The woman in Cassatt’s La Coiffure sits in a plush armchair in front of mirror, her head focused downward, her back arched, as she adjusts her bun. The voyeuristic element to the scene is drawn from precedents in works by Rembrandt van Rijn (Bathsheba at Her Bath, 1654) and Jean-Auguste-Dominique Ingres (La Grand Odalisque, 1814), which Cassatt studied at the Louvre when she was a young student in the mid 1860s.
The woman in La Coiffure, unlike Rembrandt’s Bathsheba or Ingres’ Odalisque, is not sexualized. Though her breasts are exposed, her chest and the details of her body are deliberately muted into an overall structure of curves and crisp lines. This is an exercise in clarity and tone where the subject, the woman’s body, is a compositional element in the picture—as vividly realized as the other significant patterns of the room—the wallpaper, the fabric of the armchair, and the carpet.
As the viewer, we are placed at a slight leftward angle from the woman in the chair so that we see her through her reflection in the mirror while she is looking away from it. The downward gaze is similar to that of the model in the Utamaro, is done partly in homage to the modesty of the female subject in the ukiyo-e prints (artists were always aware that their works were made for a male-dominated market and designed them to be enticing) and partly as a study of shape and line, so that the viewer, realizing that he or she is not looking at a psychological portrait, could focus more intently on the compositional elements of the work. The prints provided artists with an opportunity to showcase their skill in concision—using no more than is necessary to convey an idea—the way a haiku poet showcases similar skill within the three lines and seventeen syllables of the poem.
The curve of the woman’s sloping back and neck echoes the curves of the chair which stand in contrast to the vertical lines of the mirror—a compositional counterpoint that further enhances the tension within the tight composition. The limited color palette of shades of rose, brown, and white enables us to focus closely on the form and clarity of line. It also mimics the quality of pastels, which Cassatt, like her friend Edgar Degas, often liked to use. Through the process of the drypoint and aquatint etching, La Coiffure combines Cassatt’s propensity for hazy shading and soft tones with a bold sharpness in line allowing the artist to integrate the qualities of two disparate media.
Her desire to emulate the haziness, sensual, and suggestive possibilities of pastels is what motivated Cassatt not to use woodblock printing but intaglio. First, Cassatt carved her designs onto a smooth copper plate with a fine metal needle. Then the plate would be dusted with a powdered resin and heated until the resin melted in tiny mounds that hardened as they cooled. Acid was then added on to the metal plate biting the channels along the resin droplets. The deeper penetration of acid produced richer, darker tones, while a lighter application of acid produced lighter shades of color and a variety of nuanced gradients could be generated within a single print. Once Cassatt had replicated a certain number of images from a plate, she would incise the plate with a needle so that no one could use the same image again.
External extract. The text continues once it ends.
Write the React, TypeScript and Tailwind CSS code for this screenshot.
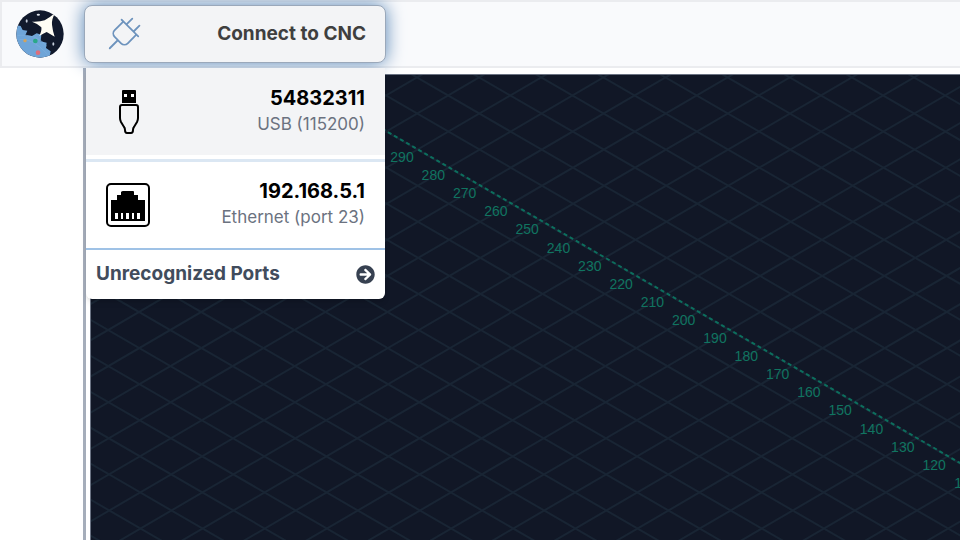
import { FaArrowCircleRight } from "react-icons/fa";
import { PiPlugLight } from "react-icons/pi";
import type { ReactNode } from "react";

interface Port {
  name: string;
  detail: string;
  icon: ReactNode;
  active?: boolean;
}

const ports: Port[] = [
  { name: "54832311", detail: "USB (115200)", icon: <UsbIcon />, active: true },
  { name: "192.168.5.1", detail: "Ethernet (port 23)", icon: <EthernetIcon /> },
];

export default function App() {
  return (
    <div className="flex h-screen flex-col overflow-hidden bg-white font-['Inter',sans-serif]">
      <header className="relative z-10 flex h-[68px] shrink-0 items-center gap-5 border-2 border-r-0 border-[#ebecef] bg-[#f9fafc] pl-3.5">
        <Logo />
        <ConnectMenu />
      </header>

      <main className="flex min-h-0 flex-1">
        <aside className="w-[83px] shrink-0" />
        <section className="flex flex-1 border-l-3 border-[#a5adba] pt-1.5 pl-1">
          <div className="flex-1 border-t border-l border-gray-500 bg-[#111726]">
            <Visualizer />
          </div>
        </section>
      </main>
    </div>
  );
}

function ConnectMenu() {
  return (
    <div className="relative w-[302px]">
      <button
        type="button"
        className="flex h-[58px] w-full items-center justify-between rounded-lg border border-[#9aa8ba] bg-[#f3f4f6] pr-[19px] pl-5 text-[19px] font-bold text-[#3f3f3f] shadow-[0_0_18px_#5684b5]"
      >
        <PiPlugLight size={38} className="text-[#6d93bd]" />
        Connect to CNC
      </button>

      {/* Port list */}
      <div className="absolute top-full right-px left-0.5 mt-[5px] overflow-hidden rounded-b-md bg-white shadow-md">
        {ports.map((port) => (
          <PortRow key={port.name} port={port} />
        ))}
        <button
          type="button"
          className="flex h-[51px] w-full items-center justify-between border-t-2 border-[#9fc2e6] px-2.5 text-[19px] font-bold text-[#414c5c]"
        >
          Unrecognized Ports
          <FaArrowCircleRight size={19} className="text-[#374151]" />
        </button>
      </div>
    </div>
  );
}

function PortRow({ port }: { port: Port }) {
  return (
    <button
      type="button"
      className={`flex w-full items-center justify-between px-5 ${
        port.active
          ? "h-[94px] border-b-3 border-[#dbe7f3] bg-[linear-gradient(#f3f4f6_87px,#fff_87px)] pb-1"
          : "h-[86px]"
      }`}
    >
      {port.icon}
      <span className="flex flex-col pb-1 text-right">
        <span className="text-xl leading-7 font-bold text-black">{port.name}</span>
        <span className="text-[17px] leading-6 text-[#6b7280]">{port.detail}</span>
      </span>
    </button>
  );
}

// ===== VISUALIZER =====
// Isometric grid: one cell is about 62 wide and 36 high
const CELL = 62.13;
const gridLines = Array.from({ length: 48 }, (_, i) => 48 + (i - 10) * CELL);
const axisMarks = Array.from({ length: 19 }, (_, i) => 290 - i * 10);

function Visualizer() {
  return (
    <svg className="block h-full w-full" role="img" aria-label="Toolpath grid">
      <g stroke="#192534" strokeWidth="2">
        {gridLines.map((x) => (
          <g key={x}>
            <line x1={x - 624} y1={-124} x2={x + 624} y2={598} />
            <line x1={x + 619} y1={-124} x2={x - 619} y2={598} />
          </g>
        ))}
      </g>
      <line
        x1="200"
        y1="1"
        x2="1450"
        y2="724"
        stroke="#0c6e5d"
        strokeWidth="2"
        strokeDasharray="4 3"
      />
      <g fill="#107460" fontSize="14" fontFamily="Liberation Sans, sans-serif" textAnchor="middle">
        {axisMarks.map((mark, i) => (
          <text key={mark} x={311 + i * 31.3} y={87 + i * 18.1}>
            {mark}
          </text>
        ))}
      </g>
    </svg>
  );
}

// ===== ICONS =====
function Logo() {
  return (
    <svg viewBox="0 0 144 144" className="size-12 shrink-0" role="img" aria-label="Logo">
      <clipPath id="logo-disc">
        <circle cx="72" cy="72" r="71" />
      </clipPath>
      <g clipPath="url(#logo-disc)">
        <rect width="144" height="144" fill="#11192c" />
        <path
          d="M0 45L14 48L20 60L34 62L28 76L48 78L62 70L76 74L74 94L92 98L90 114L104 124L100 144H0Z"
          fill="#6fa5d8"
        />
        <path
          d="M10 88Q50 84 94 132M4 76Q60 70 92 108"
          stroke="#7fb0de"
          strokeWidth="2"
          fill="none"
        />
        <path
          d="M118 8Q106 28 108 44Q110 62 116 80L92 66Q82 70 70 78Q78 62 76 52Q64 40 48 35Q72 36 86 31Q104 20 118 8Z"
          fill="#fffdf4"
        />
        <circle cx="27" cy="92" r="5" fill="#d2a35c" />
        <circle cx="58" cy="93" r="7" fill="#2aa888" />
        <circle cx="66" cy="128" r="7" fill="#dd6f7c" />
        <ellipse cx="67" cy="14" rx="5" ry="3" fill="#dfe4ec" />
        <ellipse cx="32" cy="33" rx="3" ry="5" fill="#c2cbd8" />
        <ellipse cx="112" cy="102" rx="3" ry="5" fill="#c2cbd8" />
      </g>
    </svg>
  );
}

function UsbIcon() {
  return (
    <svg viewBox="0 0 44 44" className="size-11" aria-hidden="true">
      <path d="M17 0H29Q30 0 30 1V13H16V1Q16 0 17 0Z" fill="#000" />
      <path d="M18 4h3v3h-3zM25 4h3v3h-3z" fill="#fff" />
      <path
        d="M16 15H30Q32 15 32 17V28Q32 30 31 32L28 37Q27 38 27 40Q27 43 25 43H21Q19 43 19 40Q19 38 18 37L15 32Q14 30 14 28V17Q14 15 16 15Z"
        fill="none"
        stroke="#000"
        strokeWidth="2"
      />
    </svg>
  );
}

function EthernetIcon() {
  return (
    <svg viewBox="0 0 44 44" className="size-11" aria-hidden="true">
      <rect x="1" y="1" width="42" height="42" rx="4" fill="none" stroke="#000" strokeWidth="2" />
      <path d="M5 38V17H11V12H15V9Q16 8 17 8H27Q28 8 28 9V12H32V17H39V38Z" fill="#000" />
      <path d="M9 30h3v6h-3zM15 30h2v6h-2zM20 30h3v6h-3zM26 30h2v6h-2zM31 30h3v6h-3z" fill="#fff" />
    </svg>
  );
}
The companion piece to La Coiffure is Woman Bathing, another image of a woman, bare-chested and half-dressed, grooming before a mirror.
Cassatt was inspired in part by some of Degas’ pastels of women grooming. In Cassatt’s prints, the time-honored boudoir scenes we see in Titian and Giovanni Bellini become de-eroticized and re-appropriated as skilled exercises in form, shading, and line. In the spirit of ukiyo-e and Impressionism, these prints capture fugitive, fleeting moments of the busy lives of the Parisian bourgeois and working class.
Cassatt’s motivation in making the prints was to make her art more accessible for a large audience. She believed that everyone, regardless of income or social position, should be able to experience art and to own works they enjoy:
I believe [nothing] will inspire a taste for art more than the possibility of having it in the home. I should like to feel that amateurs in America could have an example of my work, a print or an etching, for a few dollars. That is what they do in France. It is not left to the rich alone to buy art; the people—even the poor—have taste and buy according to their means, and here they can always find something they can afford.
[2]This philosophy of art for the masses wasn’t always popular with Mary Cassatt’s contemporaries, like John Singer Sargent and the art historian Vernon Lee (Violet Paget), who viewed Cassatt’s printmaking as a dilution of her precious talent. Yet Cassatt understood that as the world was changing with the twentieth century’s new industries and technology, more and more people would have the income, education, and ability to experience art in ways they hadn’t been able to before. The proliferative possibilities of the print and its evocative potential to convey so much in such a small space was just the art form to reach a wider audience.